The Macedonian parliament must ratify the accord within 45 days. The deal is widely unpopular among ethnic Macedonians as a Western-imposed capitulation to ethnic-Albanian demands, and several key figures in the government are openly opposed to it.
"A lot depends on how seriously the government sells the agreement to the people," says Mr. Whyte. "If it is not prepared to do that, there is a real question about how far the whole deal can be taken."
But even if all goes as well as can be expected - with the rebels handing over large numbers of weapons, parliament approving the accord, and neither side indulging in violence - the problem will not be over in the next few weeks.
For one thing, it will take months, if not years, for aspects of the peace treaty - such as an enormous increase in the number of ethnic-Albanian policemen - to be implemented. That implementation will require international oversight, which means an international presence of some kind. "And in the Balkans, the only kind of international presence that carries any weight is a military presence," argues Ms.
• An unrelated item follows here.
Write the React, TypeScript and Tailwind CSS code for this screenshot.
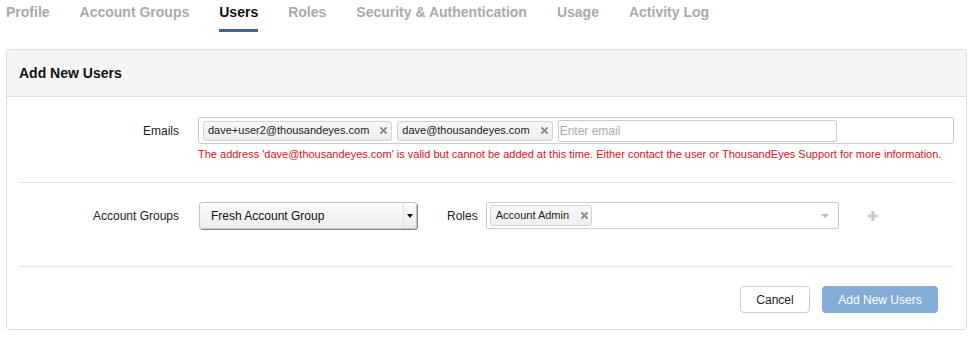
const tabs = ['Profile', 'Account Groups', 'Users', 'Roles', 'Security & Authentication', 'Usage', 'Activity Log'];

function RemoveX() {
  return (
    <svg width="7" height="7" viewBox="0 0 7 7" className="shrink-0" aria-hidden>
      <path d="M1 1L6 6M6 1L1 6" stroke="#8a8a8a" strokeWidth="1.8" strokeLinecap="round" />
    </svg>
  );
}

function Token({ label }: { label: string }) {
  return (
    <div className="flex h-[20px] items-center gap-[11px] rounded-[3px] border border-[#d4d4d4] bg-gradient-to-b from-[#f8f8f8] to-[#eeeeee] pl-[4px] pr-[4px] text-[11px] text-[#222]">
      <span>{label}</span>
      <RemoveX />
    </div>
  );
}

export default function App() {
  return (
    <div className="h-[338px] w-[972px] overflow-hidden bg-white font-['Liberation_Sans',Arial,sans-serif] text-[12px] text-[#222]">
      <nav className="flex gap-[30px] pl-[6px] pt-[2px]">
        {tabs.map((t) => (
          <div key={t} className="flex flex-col">
            <span className={`text-[14px] font-bold leading-[20px] ${t === 'Users' ? 'text-[#111]' : 'text-[#aaaaaa]'}`}>{t}</span>
            <span className={`mt-[7px] h-[3px] ${t === 'Users' ? 'bg-[#3b6590]' : ''}`} />
          </div>
        ))}
      </nav>

      <section className="ml-[6px] mr-[5px] mt-[17px] rounded-[4px] border border-[#dddddd]">
        <header className="flex h-[47px] items-center rounded-t-[4px] border-b border-[#dddddd] bg-[#f5f5f5] pl-[12px]">
          <h2 className="text-[14px] font-bold text-[#111]">Add New Users</h2>
        </header>

        <div className="px-[12px]">
          <div className="flex border-b border-[#e5e5e5] pb-[21px] pt-[20px]">
            <label className="w-[160px] pt-[7px] text-right leading-[14px]">Emails</label>
            <div className="ml-[19px] flex-1">
              <div className="flex h-[27px] items-center gap-[5px] rounded-[2px] border border-[#cccccc] pl-[4px]">
                <Token label="dave+user2@thousandeyes.com" />
                <Token label="dave@thousandeyes.com" />
                <div className="flex h-[22px] w-[279px] items-center rounded-[2px] border border-[#cccccc] pl-[1px] text-[12px] text-[#aaaaaa]">
                  Enter email
                </div>
              </div>
              <p className="mt-[3px] text-[11px] leading-[14px] text-[#d0161b]">
                The address 'dave@thousandeyes.com' is valid but cannot be added at this time. Either contact the user or ThousandEyes Support for more information.
              </p>
            </div>
          </div>

          <div className="flex items-center border-b border-[#e5e5e5] pb-[37px] pt-[19px]">
            <label className="w-[160px] text-right leading-[14px]">Account Groups</label>
            <div className="ml-[20px] flex h-[27px] w-[218px] items-center justify-between rounded-[3px] border border-[#c4c4c4] bg-gradient-to-b from-[#fbfbfb] to-[#ededed] pl-[11px] text-[12px] text-[#111] shadow-[1px_1px_0_#8a8a8a]">
              <span>Fresh Account Group</span>
              <span className="flex h-full w-[13px] items-center justify-center border-l border-[#e2e2e2]">
                <svg width="6" height="4" viewBox="0 0 6 4" aria-hidden>
                  <path d="M0 0H6L3 4Z" fill="#111" />
                </svg>
              </span>
            </div>
            <label className="ml-[30px] leading-[14px]">Roles</label>
            <div className="ml-[8px] flex h-[27px] w-[353px] items-center justify-between rounded-[2px] border border-[#cccccc] pl-[3px] pr-[9px]">
              <div className="flex h-[21px] items-center gap-[12px] rounded-[3px] border border-[#d4d4d4] bg-gradient-to-b from-[#f8f8f8] to-[#eeeeee] pl-[5px] pr-[3px] text-[11px] text-[#222]">
                <span>Account Admin</span>
                <RemoveX />
              </div>
              <svg width="8" height="4" viewBox="0 0 8 4" aria-hidden>
                <path d="M0 0H8L4 4Z" fill="#bbbbbb" />
              </svg>
            </div>
            <svg width="10" height="10" viewBox="0 0 10 10" className="ml-[29px]" aria-hidden>
              <path d="M5 0V10M0 5H10" stroke="#c8ccd0" strokeWidth="3" />
            </svg>
          </div>

          <div className="flex justify-end gap-[12px] pb-[16px] pr-[16px] pt-[19px]">
            <button className="h-[27px] w-[70px] rounded-[4px] border border-[#cccccc] bg-white text-[12px] text-[#222]">Cancel</button>
            <button className="h-[27px] w-[116px] rounded-[4px] bg-[#83acd7] text-[12px] text-white">Add New Users</button>
          </div>
        </div>
      </section>
    </div>
  );
}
Ragaru.
The International Crisis Group, an influential think tank led by former Australian Foreign Minister Gareth Evans, has reached a similar conclusion. "It is difficult to see how each side will gain enough confidence in the other's good faith if NATO stays only 30 days," a recent report concluded.
"The situation is a bit more relaxed now, because, with NATO coming, the conflict has lost some of its energy," says Saso Ordonoski, a Macedonian political analyst in Skopje. "But we are not even close to solving Macedonia's real problems yet."